What’s more, the way that you’re constantly fighting with the same three-man team gives the game a real sense of personality that Infinity Ward’s epics sometimes lack. Sure, some of the Modern Warfare 2 special forces crew stick in the mind - who can forget Captain Price? - but can you remember the rest of the grunts? I’m not so sure.
Bad Company 2 is undoubtedly more linear than the original Bad Company, the areas that you’re being funnelled through are more open than those you’d find in most parts of Modern Warfare 2, and there’s still plenty of racing around in tanks and Humvees to be done. Yet Bad Company 2 has learnt from Infinity Ward, orchestrating wave after wave of action, and throwing in some genuinely brilliant set-pieces. As a whole the pacing isn’t as intense and dramatic as Modern Warfare or Modern Warfare 2, but what you’ve lost in terms of Bad Company’s freedom is gained in a more focused and engaging thrill ride. Bad Company 2 is consistently gripping, white-knuckle stuff.
When the bullets start flying, it’s exhilarating. Enemy intelligence is still a bit woolly, but they try a bit harder to flank and use cover, and the near-universal sharpshooting skills that made Bad Company so frustrating has been mercifully toned down. It’s the sheer quantity of destruction, however, that makes the sequel so vastly entertaining. One minute you’ll be skulking underneath an upstairs window in a mountain cottage, taking sneaky potshots at the troops and machine-gunners down below, the next minute there will be no window, no wall and not really much cottage to speak of. Amazingly, Bad Company 2 ups the ante on destruction from the already destructive original.
Fuel tanks blow up, shattering buildings in the vicinity. Trees and pylons collapse, crushing anything below. In one early mission there’s a battle in a riverside village against an armoured patrol boat, and as you try to get a bead on the boat, practically the whole village erupts around you. Breathtaking stuff.
All the booms and bangs certainly contribute to a dynamic audio/visual experience, but even in its quieter moments Bad Company 2 is a beautiful looking game. Whether you’re deep in the South American rain-forest or making your way through the snow, the natural scenery is stunning, and the character models rich with detail. And when it comes to lighting and atmospheric weather effects, Bad Company 2 arguably outdoes Modern Warfare 2, with one frosty level in particular featuring a blizzard so convincing, you’ll be tempted to turn the central heating up a notch to keep from freezing. My one complaint? A lack of variety in the enemy soldier models. And when that’s your biggest major grumble, a game just has to be doing something right.
Sounds good? It gets better. Switch from the single-player campaign to the online multiplayer mode, and Bad Company 2 is the first console battlefield to deliver the kind of experience that made the series’ name on the PC. The focal Conquest and Rush modes give you the epic maps and vehicular mayhem we used to take for granted from Battlefield 2, but the destructible scenery and map design arguably up the carnage factor, making Bad Company 2 arguably the most thrilling, unpredictable shooter in town - and that includes Modern Warfare 2. And if you want a tighter, more concentrated hit, the Squad Rush and Squad Deathmatch modes deliver, decreasing the numbers, but also reducing the scale to make things quick, dirty and explosive.

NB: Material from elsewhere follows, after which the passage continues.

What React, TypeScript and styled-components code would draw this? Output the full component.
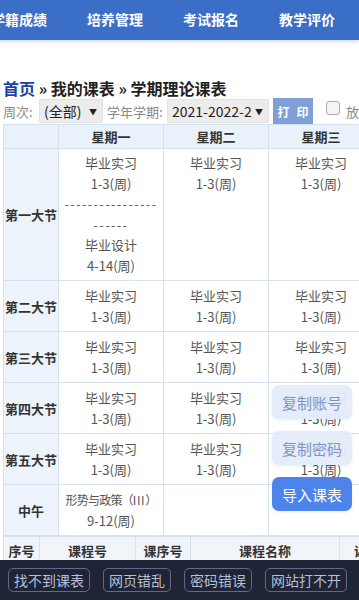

With comprehensive overhauls to the single-player and multiplayer modes, Bad Company 2 is everything you’d want from a console Battlefield. The surprise is that, by the standards of any franchise, it’s an exemplary military shooter, and better in many respects than the genre’s current benchmark, Modern Warfare 2. Unless you’re sick and tired of shooting goons in uniform, you need this game in your collection.